- _Instructions to follow_:
Transcribe every line exactly and omit anything that is a picture.

- _Dataset content_:
◇ ◇ ◇

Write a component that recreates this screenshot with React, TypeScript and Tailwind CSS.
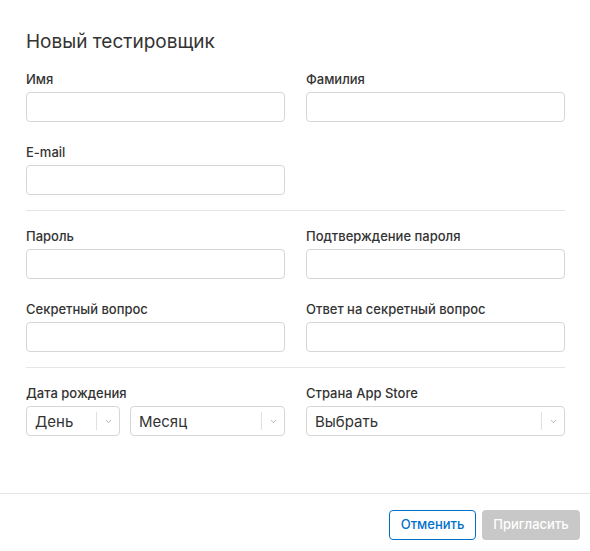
import { ChevronDown } from "lucide-react";

const Field = ({ label }: { label: string }) => (
  <div className="flex flex-col">
    <label className="h-[18px] mb-1 text-[13px] leading-[18px] font-medium text-[#333]">
      {label}
    </label>
    <input
      type="text"
      className="h-[30px] w-full rounded-[4px] border border-[#d6d6d6] bg-white px-2 text-[15px] text-[#333] outline-none"
    />
  </div>
);

const Select = ({ value, className }: { value: string; className?: string }) => (
  <div
    className={`flex h-[30px] items-center rounded-[4px] border border-[#d6d6d6] bg-white ${className ?? ""}`}
  >
    <span className="flex-1 pl-2 text-[15px] leading-none text-[#333]">
      {value}
    </span>
    <span className="h-[18px] w-px bg-[#e0e0e0]" />
    <span className="flex w-[22px] items-center justify-center text-[#999]">
      <ChevronDown className="h-[9px] w-[9px]" strokeWidth={2} />
    </span>
  </div>
);

export default function App() {
  return (
    <div
      className="flex h-[551px] w-[590px] flex-col bg-white"
      style={{ fontFamily: "Inter, 'Noto Sans', sans-serif" }}
    >
      <div className="flex-1 pl-[26px] pr-[25px] pt-[30px]">
        <h1 className="mb-[16px] h-[24px] text-[19px] leading-[24px] font-normal text-[#333]">
          Новый тестировщик
        </h1>

        <div className="grid grid-cols-2 gap-x-[21px] gap-y-[21px]">
          <Field label="Имя" />
          <Field label="Фамилия" />
          <Field label="E-mail" />
          <div />
        </div>

        <div className="mt-[15px] mb-[16px] h-px bg-[#e5e5e5]" />

        <div className="grid grid-cols-2 gap-x-[21px] gap-y-[21px]">
          <Field label="Пароль" />
          <Field label="Подтверждение пароля" />
          <Field label="Секретный вопрос" />
          <Field label="Ответ на секретный вопрос" />
        </div>

        <div className="mt-[15px] mb-[16px] h-px bg-[#e5e5e5]" />

        <div className="grid grid-cols-2 gap-x-[21px]">
          <div className="flex flex-col">
            <label className="h-[18px] mb-1 text-[13px] leading-[18px] font-medium text-[#333]">
              Дата рождения
            </label>
            <div className="flex gap-[10px]">
              <Select value="День" className="w-[94px]" />
              <Select value="Месяц" className="flex-1" />
            </div>
          </div>
          <div className="flex flex-col">
            <label className="h-[18px] mb-1 text-[13px] leading-[18px] font-medium text-[#333]">
              Страна App Store
            </label>
            <Select value="Выбрать" />
          </div>
        </div>
      </div>

      <div className="h-px bg-[#e5e5e5]" />
      <div className="flex justify-end gap-[6px] px-[10px] pt-[16px] pb-[11px]">
        <button className="h-[30px] w-[87px] rounded-[4px] border border-[#0070c9] bg-white text-[13px] font-medium text-[#0070c9]">
          Отменить
        </button>
        <button className="h-[30px] w-[98px] rounded-[4px] bg-[#c8c8c8] text-[13px] font-medium text-white">
          Пригласить
        </button>
      </div>
    </div>
  );
}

◇ ◇ ◇

- _Task result_:
Write a component that recreates this screenshot with React, TypeScript and Tailwind CSS.
import { ChevronDown } from "lucide-react";

const Field = ({ label }: { label: string }) => (
  <div className="flex flex-col">
    <label className="h-[18px] mb-1 text-[13px] leading-[18px] font-medium text-[#333]">
      {label}
    </label>
    <input
      type="text"
      className="h-[30px] w-full rounded-[4px] border border-[#d6d6d6] bg-white px-2 text-[15px] text-[#333] outline-none"
    />
  </div>
);

const Select = ({ value, className }: { value: string; className?: string }) => (
  <div
    className={`flex h-[30px] items-center rounded-[4px] border border-[#d6d6d6] bg-white ${className ?? ""}`}
  >
    <span className="flex-1 pl-2 text-[15px] leading-none text-[#333]">
      {value}
    </span>
    <span className="h-[18px] w-px bg-[#e0e0e0]" />
    <span className="flex w-[22px] items-center justify-center text-[#999]">
      <ChevronDown className="h-[9px] w-[9px]" strokeWidth={2} />
    </span>
  </div>
);

export default function App() {
  return (
    <div
      className="flex h-[551px] w-[590px] flex-col bg-white"
      style={{ fontFamily: "Inter, 'Noto Sans', sans-serif" }}
    >
      <div className="flex-1 pl-[26px] pr-[25px] pt-[30px]">
        <h1 className="mb-[16px] h-[24px] text-[19px] leading-[24px] font-normal text-[#333]">
          Новый тестировщик
        </h1>

        <div className="grid grid-cols-2 gap-x-[21px] gap-y-[21px]">
          <Field label="Имя" />
          <Field label="Фамилия" />
          <Field label="E-mail" />
          <div />
        </div>

        <div className="mt-[15px] mb-[16px] h-px bg-[#e5e5e5]" />

        <div className="grid grid-cols-2 gap-x-[21px] gap-y-[21px]">
          <Field label="Пароль" />
          <Field label="Подтверждение пароля" />
          <Field label="Секретный вопрос" />
          <Field label="Ответ на секретный вопрос" />
        </div>

        <div className="mt-[15px] mb-[16px] h-px bg-[#e5e5e5]" />

        <div className="grid grid-cols-2 gap-x-[21px]">
          <div className="flex flex-col">
            <label className="h-[18px] mb-1 text-[13px] leading-[18px] font-medium text-[#333]">
              Дата рождения
            </label>
            <div className="flex gap-[10px]">
              <Select value="День" className="w-[94px]" />
              <Select value="Месяц" className="flex-1" />
            </div>
          </div>
          <div className="flex flex-col">
            <label className="h-[18px] mb-1 text-[13px] leading-[18px] font-medium text-[#333]">
              Страна App Store
            </label>
            <Select value="Выбрать" />
          </div>
        </div>
      </div>

      <div className="h-px bg-[#e5e5e5]" />
      <div className="flex justify-end gap-[6px] px-[10px] pt-[16px] pb-[11px]">
        <button className="h-[30px] w-[87px] rounded-[4px] border border-[#0070c9] bg-white text-[13px] font-medium text-[#0070c9]">
          Отменить
        </button>
        <button className="h-[30px] w-[98px] rounded-[4px] bg-[#c8c8c8] text-[13px] font-medium text-white">
          Пригласить
        </button>
      </div>
    </div>
  );
}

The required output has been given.